[start MATERIAL PROVIDED]

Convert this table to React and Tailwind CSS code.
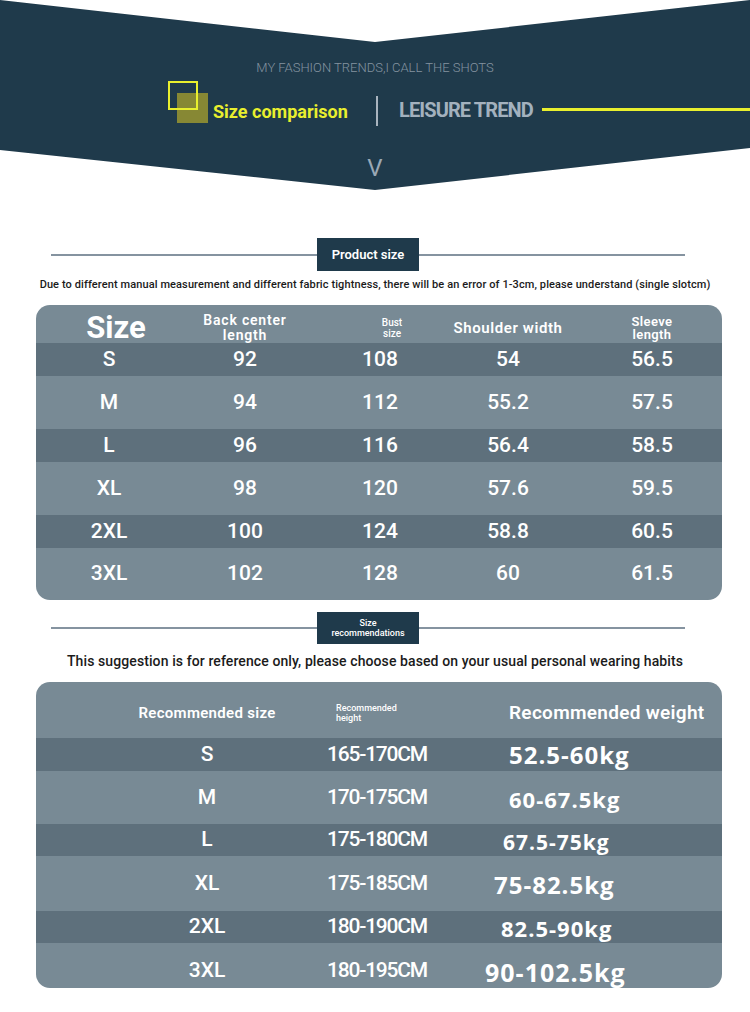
const sizes = [
  { s: "S", back: "92", bust: "108", shoulder: "54", sleeve: "56.5", row: "h-[33px] bg-[#5e707c]" },
  { s: "M", back: "94", bust: "112", shoulder: "55.2", sleeve: "57.5", row: "h-[53px]" },
  { s: "L", back: "96", bust: "116", shoulder: "56.4", sleeve: "58.5", row: "h-[33px] bg-[#5e707c]" },
  { s: "XL", back: "98", bust: "120", shoulder: "57.6", sleeve: "59.5", row: "h-[53px]" },
  { s: "2XL", back: "100", bust: "124", shoulder: "58.8", sleeve: "60.5", row: "h-[33px] bg-[#5e707c]" },
  { s: "3XL", back: "102", bust: "128", shoulder: "60", sleeve: "61.5", row: "h-[52px]" },
];

const recs = [
  { s: "S", h: "165-170CM", w: "52.5-60kg", row: "h-[33px] bg-[#5e707c]", wt: "pl-[47px] text-[24px]" },
  { s: "M", h: "170-175CM", w: "60-67.5kg", row: "h-[53px]", wt: "pl-[47px] text-[22px] pt-[2px]" },
  { s: "L", h: "175-180CM", w: "67.5-75kg", row: "h-[32px] bg-[#5e707c]", wt: "pl-[41px] text-[21px] pt-[4px]" },
  { s: "XL", h: "175-185CM", w: "75-82.5kg", row: "h-[55px]", wt: "pl-[32px] text-[24px] pt-[2px]" },
  { s: "2XL", h: "180-190CM", w: "82.5-90kg", row: "h-[32px] bg-[#5e707c]", wt: "pl-[39px] text-[22px] pt-[2px]" },
  { s: "3XL", h: "180-195CM", w: "90-102.5kg", row: "h-[45px] pt-[10px]", wt: "pl-[23px] text-[25px] pt-[2px]" },
];

function SectionTitle({ children, box }) {
  return (
    <div className="ml-[51px] mr-[65px] flex items-center">
      <div className="h-[2px] flex-1 bg-[#8593a0]" />
      <div className={`flex w-[102px] flex-col items-center justify-center bg-[#1f3a4b] text-center text-white ${box}`}>
        {children}
      </div>
      <div className="h-[2px] flex-1 bg-[#8593a0]" />
    </div>
  );
}

export default function App() {
  return (
    <div className="min-h-[1012px] w-[750px] bg-white font-['Roboto',sans-serif]">
      <header className="flex h-[190px] flex-col items-center bg-[#1f3a4b] pt-[60px] [clip-path:polygon(0_0,50%_42px,100%_0,100%_148px,50%_190px,0_150px)]">
        <p className="text-[13px] font-light uppercase leading-[16px] text-[#8493a0]">
          MY FASHION TRENDS,I CALL THE SHOTS
        </p>
        <div className="mt-[5px] flex w-full items-start pl-[168px]">
          <div className="relative h-[42px] w-[40px] shrink-0">
            <div className="absolute left-[9px] top-[12px] h-[30px] w-[31px] bg-[#878834]" />
            <div className="absolute left-0 top-0 h-[29px] w-[30px] border-2 border-[#e9ef2e]" />
          </div>
          <span className="ml-[5px] mt-[21px] w-[135px] whitespace-nowrap text-[18px] font-bold leading-[20px] text-[#e9ef2e]">
            Size comparison
          </span>
          <div className="ml-[28px] mt-[15px] h-[30px] w-[2px] bg-[#a9b4bf]" />
          <span className="ml-[21px] mt-[17px] w-[135px] whitespace-nowrap text-[20px] font-bold leading-[24px] tracking-[-0.9px] text-[#a3b1be]">
            LEISURE TREND
          </span>
          <div className="ml-[8px] mt-[27px] h-[3px] flex-1 bg-[#e9ef2e]" />
        </div>
        <span className="mt-[28px] text-[24px] leading-[28px] text-[#9aa8b5]">V</span>
      </header>

      <section className="mt-[48px]">
        <SectionTitle box="h-[33px]">
          <span className="text-[13px] font-semibold">Product size</span>
        </SectionTitle>
        <p className="mt-[7px] whitespace-nowrap text-center text-[11px] font-medium leading-[14px] tracking-[0.1px] text-[#1b1b1b]">
          Due to different manual measurement and different fabric tightness, there will be an error of 1-3cm, please understand (single slotcm)
        </p>

        <div className="ml-[36px] mr-[28px] mt-[13px] overflow-hidden rounded-[14px] bg-[#788a95] text-white">
          <div className="grid h-[38px] grid-cols-[146px_126px_144px_112px_1fr] items-center pt-[8px] text-center">
            <span className="pl-[14px] text-[31px] font-bold leading-[30px]">Size</span>
            <span className="text-[14px] font-semibold leading-[15px] tracking-[0.8px]">
              Back center
              <br />
              length
            </span>
            <span className="pl-[24px] text-[10px] font-medium leading-[11px]">
              Bust
              <br />
              size
            </span>
            <span className="whitespace-nowrap text-[15px] font-semibold tracking-[0.6px]">Shoulder width</span>
            <span className="pl-[18px] text-[13px] font-semibold leading-[13px] tracking-[0.4px]">
              Sleeve
              <br />
              length
            </span>
          </div>
          {sizes.map((r) => (
            <div
              key={r.s}
              className={`grid grid-cols-[146px_126px_144px_112px_1fr] items-center text-center text-[21px] font-medium ${r.row}`}
            >
              <span>{r.s}</span>
              <span>{r.back}</span>
              <span>{r.bust}</span>
              <span>{r.shoulder}</span>
              <span className="pl-[18px]">{r.sleeve}</span>
            </div>
          ))}
        </div>
      </section>

      <section className="mt-[12px]">
        <SectionTitle box="h-[32px]">
          <span className="text-[9px] font-medium leading-[10px]">
            Size
            <br />
            recommendations
          </span>
        </SectionTitle>
        <p className="mt-[9px] text-center text-[14px] font-medium leading-[16px] tracking-[0.1px] text-[#1b1b1b]">
          This suggestion is for reference only, please choose based on your usual personal wearing habits
        </p>

        <div className="ml-[36px] mr-[28px] mt-[13px] overflow-hidden rounded-[14px] bg-[#788a95] text-white">
          <div className="grid h-[56px] grid-cols-[170px_170px_1fr] items-center pl-[86px] pt-[6px]">
            <span className="whitespace-nowrap text-center text-[15px] font-semibold tracking-[0.3px]">Recommended size</span>
            <span className="pl-[44px] text-[9px] font-medium leading-[10px]">
              Recommended
              <br />
              height
            </span>
            <span className="whitespace-nowrap pl-[47px] text-[19px] font-semibold tracking-[0.3px]">Recommended weight</span>
          </div>
          {recs.map((r) => (
            <div key={r.s} className={`grid grid-cols-[170px_170px_1fr] items-center pl-[86px] ${r.row}`}>
              <span className="text-center text-[21px] font-medium">{r.s}</span>
              <span className="text-center text-[21px] font-medium tracking-[-1.2px]">{r.h}</span>
              <span className={`font-['Open_Sans',sans-serif] font-bold leading-[28px] tracking-[1px] ${r.wt}`}>{r.w}</span>
            </div>
          ))}
        </div>
      </section>
    </div>
  );
}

[end MATERIAL PROVIDED]

- [EXERCISE BRIEF] Copy the data character for character, but drop all pictures from the copy.

- [RESULT FOR THIS EXERCISE]
Convert this table to React and Tailwind CSS code.
const sizes = [
  { s: "S", back: "92", bust: "108", shoulder: "54", sleeve: "56.5", row: "h-[33px] bg-[#5e707c]" },
  { s: "M", back: "94", bust: "112", shoulder: "55.2", sleeve: "57.5", row: "h-[53px]" },
  { s: "L", back: "96", bust: "116", shoulder: "56.4", sleeve: "58.5", row: "h-[33px] bg-[#5e707c]" },
  { s: "XL", back: "98", bust: "120", shoulder: "57.6", sleeve: "59.5", row: "h-[53px]" },
  { s: "2XL", back: "100", bust: "124", shoulder: "58.8", sleeve: "60.5", row: "h-[33px] bg-[#5e707c]" },
  { s: "3XL", back: "102", bust: "128", shoulder: "60", sleeve: "61.5", row: "h-[52px]" },
];

const recs = [
  { s: "S", h: "165-170CM", w: "52.5-60kg", row: "h-[33px] bg-[#5e707c]", wt: "pl-[47px] text-[24px]" },
  { s: "M", h: "170-175CM", w: "60-67.5kg", row: "h-[53px]", wt: "pl-[47px] text-[22px] pt-[2px]" },
  { s: "L", h: "175-180CM", w: "67.5-75kg", row: "h-[32px] bg-[#5e707c]", wt: "pl-[41px] text-[21px] pt-[4px]" },
  { s: "XL", h: "175-185CM", w: "75-82.5kg", row: "h-[55px]", wt: "pl-[32px] text-[24px] pt-[2px]" },
  { s: "2XL", h: "180-190CM", w: "82.5-90kg", row: "h-[32px] bg-[#5e707c]", wt: "pl-[39px] text-[22px] pt-[2px]" },
  { s: "3XL", h: "180-195CM", w: "90-102.5kg", row: "h-[45px] pt-[10px]", wt: "pl-[23px] text-[25px] pt-[2px]" },
];

function SectionTitle({ children, box }) {
  return (
    <div className="ml-[51px] mr-[65px] flex items-center">
      <div className="h-[2px] flex-1 bg-[#8593a0]" />
      <div className={`flex w-[102px] flex-col items-center justify-center bg-[#1f3a4b] text-center text-white ${box}`}>
        {children}
      </div>
      <div className="h-[2px] flex-1 bg-[#8593a0]" />
    </div>
  );
}

export default function App() {
  return (
    <div className="min-h-[1012px] w-[750px] bg-white font-['Roboto',sans-serif]">
      <header className="flex h-[190px] flex-col items-center bg-[#1f3a4b] pt-[60px] [clip-path:polygon(0_0,50%_42px,100%_0,100%_148px,50%_190px,0_150px)]">
        <p className="text-[13px] font-light uppercase leading-[16px] text-[#8493a0]">
          MY FASHION TRENDS,I CALL THE SHOTS
        </p>
        <div className="mt-[5px] flex w-full items-start pl-[168px]">
          <div className="relative h-[42px] w-[40px] shrink-0">
            <div className="absolute left-[9px] top-[12px] h-[30px] w-[31px] bg-[#878834]" />
            <div className="absolute left-0 top-0 h-[29px] w-[30px] border-2 border-[#e9ef2e]" />
          </div>
          <span className="ml-[5px] mt-[21px] w-[135px] whitespace-nowrap text-[18px] font-bold leading-[20px] text-[#e9ef2e]">
            Size comparison
          </span>
          <div className="ml-[28px] mt-[15px] h-[30px] w-[2px] bg-[#a9b4bf]" />
          <span className="ml-[21px] mt-[17px] w-[135px] whitespace-nowrap text-[20px] font-bold leading-[24px] tracking-[-0.9px] text-[#a3b1be]">
            LEISURE TREND
          </span>
          <div className="ml-[8px] mt-[27px] h-[3px] flex-1 bg-[#e9ef2e]" />
        </div>
        <span className="mt-[28px] text-[24px] leading-[28px] text-[#9aa8b5]">V</span>
      </header>

      <section className="mt-[48px]">
        <SectionTitle box="h-[33px]">
          <span className="text-[13px] font-semibold">Product size</span>
        </SectionTitle>
        <p className="mt-[7px] whitespace-nowrap text-center text-[11px] font-medium leading-[14px] tracking-[0.1px] text-[#1b1b1b]">
          Due to different manual measurement and different fabric tightness, there will be an error of 1-3cm, please understand (single slotcm)
        </p>

        <div className="ml-[36px] mr-[28px] mt-[13px] overflow-hidden rounded-[14px] bg-[#788a95] text-white">
          <div className="grid h-[38px] grid-cols-[146px_126px_144px_112px_1fr] items-center pt-[8px] text-center">
            <span className="pl-[14px] text-[31px] font-bold leading-[30px]">Size</span>
            <span className="text-[14px] font-semibold leading-[15px] tracking-[0.8px]">
              Back center
              <br />
              length
            </span>
            <span className="pl-[24px] text-[10px] font-medium leading-[11px]">
              Bust
              <br />
              size
            </span>
            <span className="whitespace-nowrap text-[15px] font-semibold tracking-[0.6px]">Shoulder width</span>
            <span className="pl-[18px] text-[13px] font-semibold leading-[13px] tracking-[0.4px]">
              Sleeve
              <br />
              length
            </span>
          </div>
          {sizes.map((r) => (
            <div
              key={r.s}
              className={`grid grid-cols-[146px_126px_144px_112px_1fr] items-center text-center text-[21px] font-medium ${r.row}`}
            >
              <span>{r.s}</span>
              <span>{r.back}</span>
              <span>{r.bust}</span>
              <span>{r.shoulder}</span>
              <span className="pl-[18px]">{r.sleeve}</span>
            </div>
          ))}
        </div>
      </section>

      <section className="mt-[12px]">
        <SectionTitle box="h-[32px]">
          <span className="text-[9px] font-medium leading-[10px]">
            Size
            <br />
            recommendations
          </span>
        </SectionTitle>
        <p className="mt-[9px] text-center text-[14px] font-medium leading-[16px] tracking-[0.1px] text-[#1b1b1b]">
          This suggestion is for reference only, please choose based on your usual personal wearing habits
        </p>

        <div className="ml-[36px] mr-[28px] mt-[13px] overflow-hidden rounded-[14px] bg-[#788a95] text-white">
          <div className="grid h-[56px] grid-cols-[170px_170px_1fr] items-center pl-[86px] pt-[6px]">
            <span className="whitespace-nowrap text-center text-[15px] font-semibold tracking-[0.3px]">Recommended size</span>
            <span className="pl-[44px] text-[9px] font-medium leading-[10px]">
              Recommended
              <br />
              height
            </span>
            <span className="whitespace-nowrap pl-[47px] text-[19px] font-semibold tracking-[0.3px]">Recommended weight</span>
          </div>
          {recs.map((r) => (
            <div key={r.s} className={`grid grid-cols-[170px_170px_1fr] items-center pl-[86px] ${r.row}`}>
              <span className="text-center text-[21px] font-medium">{r.s}</span>
              <span className="text-center text-[21px] font-medium tracking-[-1.2px]">{r.h}</span>
              <span className={`font-['Open_Sans',sans-serif] font-bold leading-[28px] tracking-[1px] ${r.wt}`}>{r.w}</span>
            </div>
          ))}
        </div>
      </section>
    </div>
  );
}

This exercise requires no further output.